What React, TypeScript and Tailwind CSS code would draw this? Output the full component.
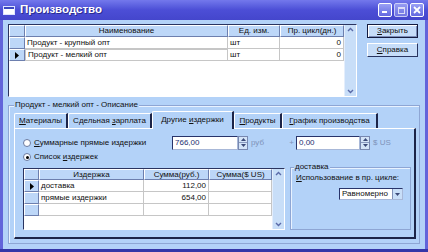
import React from 'react'

const Acc = ({ c }: { c: string }) => <span className="underline underline-offset-[1px]">{c}</span>

function Chevron({ down }: { down?: boolean }) {
  return (
    <svg width="7" height="5" viewBox="0 0 7 5">
      <path d={down ? 'M1 1 L3.5 3.5 L6 1' : 'M1 4 L3.5 1.5 L6 4'} fill="none" stroke="#5a6aa8" strokeWidth="1.4" />
    </svg>
  )
}

function ScrollBar() {
  return (
    <div className="w-[13px] h-full bg-[#c8def8] border-l border-[#e4eefc] flex flex-col justify-between items-center py-[2px]">
      <Chevron />
      <Chevron down />
    </div>
  )
}

function Arrow({ down }: { down?: boolean }) {
  return (
    <svg width="5" height="3" viewBox="0 0 5 3">
      <path d={down ? 'M0 0 L5 0 L2.5 3Z' : 'M0 3 L5 3 L2.5 0Z'} fill="#3c4a78" />
    </svg>
  )
}

function Spin() {
  return (
    <div className="w-[10px] h-[14px] flex flex-col border border-[#7888b0] bg-[#d4e4f8]">
      <div className="flex-1 flex items-center justify-center border-b border-[#8a9ac0]">
        <Arrow />
      </div>
      <div className="flex-1 flex items-center justify-center">
        <Arrow down />
      </div>
    </div>
  )
}

function Radio({ on }: { on?: boolean }) {
  return (
    <span className="w-[8px] h-[8px] rounded-full bg-white border border-[#6a7aa0] flex items-center justify-center shrink-0">
      {on && <span className="w-[3px] h-[3px] rounded-full bg-black" />}
    </span>
  )
}

const hdr =
  'h-full flex items-center justify-center bg-[#bdd7f8] border-t border-l border-t-white border-l-white border-r border-b border-r-[#6d7fae] border-b-[#6d7fae] whitespace-nowrap'
const ind = 'h-full flex items-center justify-center bg-[#bdd7f8] border-t border-l border-t-white border-l-white border-r border-b border-r-[#6d7fae] border-b-[#6d7fae]'
const cell = 'h-full flex items-center px-[2px] bg-white border-r border-b border-[#c6c6c6] whitespace-nowrap'

function Pointer() {
  return (
    <svg width="4" height="7" viewBox="0 0 4 7">
      <path d="M0 0 L4 3.5 L0 7Z" fill="#000" />
    </svg>
  )
}

function TopGrid() {
  const rows = [
    { name: 'Продукт - крупный опт', unit: 'шт', cyc: '0', cur: false },
    { name: 'Продукт - мелкий опт', unit: 'шт', cyc: '0', cur: true },
  ]
  return (
    <div className="w-[349px] h-[73px] flex bg-white border-t border-l border-[#2a3460] border-r border-b border-r-white border-b-white">
      <div className="flex-1 flex flex-col">
        <div className="h-[12px] flex">
          <div className={`${ind} w-[16px]`} />
          <div className={`${hdr} w-[203px]`}>Наименование</div>
          <div className={`${hdr} w-[52px]`}>Ед. изм.</div>
          <div className={`${hdr} w-[64px]`}>Пр. цикл(дн.)</div>
        </div>
        {rows.map((r) => (
          <div key={r.name} className="h-[12px] flex">
            <div className={`${ind} w-[16px]`}>{r.cur && <Pointer />}</div>
            <div className={r.cur ? `${cell} w-[203px] border border-[#2a3460]` : `${cell} w-[203px]`}>{r.name}</div>
            <div className={`${cell} w-[52px]`}>{r.unit}</div>
            <div className={`${cell} w-[64px] justify-end`}>{r.cyc}</div>
          </div>
        ))}
      </div>
      <ScrollBar />
    </div>
  )
}

function BottomGrid() {
  const rows = [
    { name: 'доставка', rub: '112,00', cur: true },
    { name: 'прямые издержки', rub: '654,00', cur: false },
    { name: '', rub: '', cur: false },
  ]
  return (
    <div className="w-[262px] h-[62px] mt-[3px] flex bg-white border-t border-l border-[#2a3460] border-r border-b border-r-white border-b-white">
      <div className="flex-1 flex flex-col">
        <div className="h-[11px] flex">
          <div className={`${ind} w-[15px]`} />
          <div className={`${hdr} w-[105px]`}>Издержка</div>
          <div className={`${hdr} w-[65px]`}>Сумма(руб.)</div>
          <div className={`${hdr} w-[63px]`}>Сумма($ US)</div>
        </div>
        {rows.map((r, i) => (
          <div key={i} className="h-[12px] flex">
            <div className={`${ind} w-[15px]`}>{r.cur && <Pointer />}</div>
            <div className={`${cell} w-[105px]`}>{r.name}</div>
            <div className={`${cell} w-[65px] justify-end`}>{r.rub}</div>
            <div className={`${cell} w-[63px]`} />
          </div>
        ))}
      </div>
      <ScrollBar />
    </div>
  )
}

function TitleBar() {
  return (
    <div className="h-[20px] flex items-center bg-gradient-to-b from-[#7478ec] via-[#4c4ed6] to-[#4446cc] pl-[3px] pr-[3px]">
      <div className="w-[12px] h-[9px] bg-white border border-[#dfe4ff] flex flex-col">
        <div className="h-[2px] bg-[#3a46c0]" />
      </div>
      <span className="ml-[5px] text-white font-bold text-[11.5px] [text-shadow:1px_1px_0_#2a2c90]">Производство</span>
      <div className="ml-auto mr-[1px] flex gap-[2px]">
        <div className="w-[14px] h-[14px] rounded-[2px] border border-white bg-gradient-to-b from-[#9aa0f4] to-[#6468e0] flex items-end pl-[3px] pb-[3px]">
          <div className="w-[5px] h-[2px] bg-white" />
        </div>
        <div className="w-[14px] h-[14px] rounded-[2px] border border-[#e8eaff] bg-gradient-to-b from-[#a4aaf6] to-[#7c80e6] flex items-center justify-center opacity-80">
          <div className="w-[7px] h-[7px] border border-white border-t-2" />
        </div>
        <div className="w-[14px] h-[14px] rounded-[2px] border border-white bg-gradient-to-b from-[#9aa0f4] to-[#6468e0] flex items-center justify-center">
          <svg width="8" height="8" viewBox="0 0 8 8">
            <path d="M1 1 L7 7 M7 1 L1 7" stroke="#fff" strokeWidth="1.8" />
          </svg>
        </div>
      </div>
    </div>
  )
}

const tabBase =
  'h-[15px] flex items-center justify-center whitespace-nowrap border-t border-l border-t-white border-l-white border-r-2 border-r-[#1c2448] rounded-tl-[2px]'

export default function App() {
  const tabs = [
    { el: <><Acc c="М" />атериалы</>, w: 'w-[54px]' },
    { el: <>Сдельная <Acc c="з" />арплата</>, w: 'w-[84px]' },
    { el: <>Другие <Acc c="и" />здержки</>, w: 'w-[82px]', active: true },
    { el: <><Acc c="П" />родукты</>, w: 'w-[48px]' },
    { el: <><Acc c="Г" />рафик производства</>, w: 'w-[96px]' },
  ]
  return (
    <div className="w-[428px] h-[252px] overflow-hidden bg-[#6264da] border-b-[3px] border-[#3436a8] font-['Liberation_Sans',Arial,sans-serif] text-[8px] leading-none text-[#101010] flex flex-col">
      <TitleBar />
      <div className="flex-1 mx-[3px] bg-[#b3d2f8] flex flex-col">
        {/* top: product list + buttons */}
        <div className="flex pt-[4px] pl-[5px]">
          <TopGrid />
          <div className="ml-[10px] w-[51px] flex flex-col gap-[5px]">
            <div className="h-[14px] flex items-center justify-center bg-[#c6ddf9] border border-[#141c40] shadow-[inset_1px_1px_0_#fff,inset_-1px_-1px_0_#7a8cb8]">
              <span><Acc c="З" />акрыть</span>
            </div>
            <div className="h-[14px] flex items-center justify-center bg-[#c6ddf9] border border-t-white border-l-white border-r-[#283460] border-b-[#283460]">
              <span><Acc c="С" />правка</span>
            </div>
          </div>
        </div>

        {/* description group */}
        <div className="relative mt-[8px] ml-[5px] w-[412px] h-[139px] border border-[#8ea6d4] shadow-[inset_1px_1px_0_#e8f2ff] pl-[5px] pt-[4px]">
          <span className="absolute -top-[5px] left-[5px] bg-[#b3d2f8] px-[1px]">Продукт - мелкий опт - Описание</span>
          <div className="flex items-end h-[18px]">
            {tabs.map((t, i) =>
              t.active ? (
                <div key={i} className={`${t.w} h-[18px] -mb-[1px] relative z-10 bg-[#b3d2f8] flex items-center justify-center whitespace-nowrap border-t border-l border-t-white border-l-white border-r-2 border-r-[#1c2448] rounded-tl-[2px] pb-[2px]`}>
                  <span>{t.el}</span>
                </div>
              ) : (
                <div key={i} className={`${t.w} ${tabBase}`}>
                  <span>{t.el}</span>
                </div>
              )
            )}
          </div>
          {/* tab panel */}
          <div className="w-[402px] h-[111px] border-t border-l border-t-white border-l-white border-r-2 border-b-2 border-r-[#1c2448] border-b-[#1c2448] flex flex-col pl-[8px]">
            <div className="flex items-center mt-[6px] h-[15px]">
              <div className="w-[149px] flex items-center gap-[3px]">
                <Radio />
                <span><Acc c="С" />уммарные прямые издержки</span>
              </div>
              <div className="w-[66px] h-[14px] bg-white border border-t-[#28346a] border-l-[#28346a] border-r-[#a8b8d8] border-b-[#a8b8d8] flex items-center pl-[2px] text-[#243070]">766,00</div>
              <Spin />
              <span className="ml-[3px] w-[36px] text-[#7f93b8]">руб</span>
              <span className="w-[9px] text-center text-[#7f93b8]">+</span>
              <div className="w-[64px] h-[14px] bg-white border border-t-[#28346a] border-l-[#28346a] border-r-[#a8b8d8] border-b-[#a8b8d8] flex items-center pl-[2px] text-[#243070]">0,00</div>
              <Spin />
              <span className="ml-[3px] text-[#7f93b8]">$ US</span>
            </div>
            <div className="flex items-center gap-[3px] h-[12px] mt-[1px]">
              <Radio on />
              <span>Список <Acc c="и" />здержек</span>
            </div>
            <div className="flex items-start mt-[2px]">
              <BottomGrid />
              <div className="relative ml-[5px] mt-[2px] w-[121px] h-[63px] border border-[#8ea6d4] shadow-[inset_1px_1px_0_#e8f2ff] flex flex-col pl-[5px] pr-[7px] pt-[5px]">
                <span className="absolute -top-[5px] left-[3px] bg-[#b3d2f8] px-[1px]">доставка</span>
                <span className="h-[9px] flex items-center"><Acc c="И" />спользование в пр. цикле:</span>
                <div className="self-end mt-[6px] w-[64px] h-[12px] bg-white border border-t-[#28346a] border-l-[#28346a] border-r-[#a8b8d8] border-b-[#a8b8d8] flex items-center">
                  <span className="flex-1 pl-[2px]">Равномерно</span>
                  <div className="w-[10px] h-full bg-[#c8def8] border-l border-[#8090b8] flex items-center justify-center">
                    <Arrow down />
                  </div>
                </div>
              </div>
            </div>
          </div>
        </div>
      </div>
    </div>
  )
}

==*==

» Short problem:
Tally up the lines in the preceding listing that contain the string "React". Respond with the number and nothing else.

» Result:
2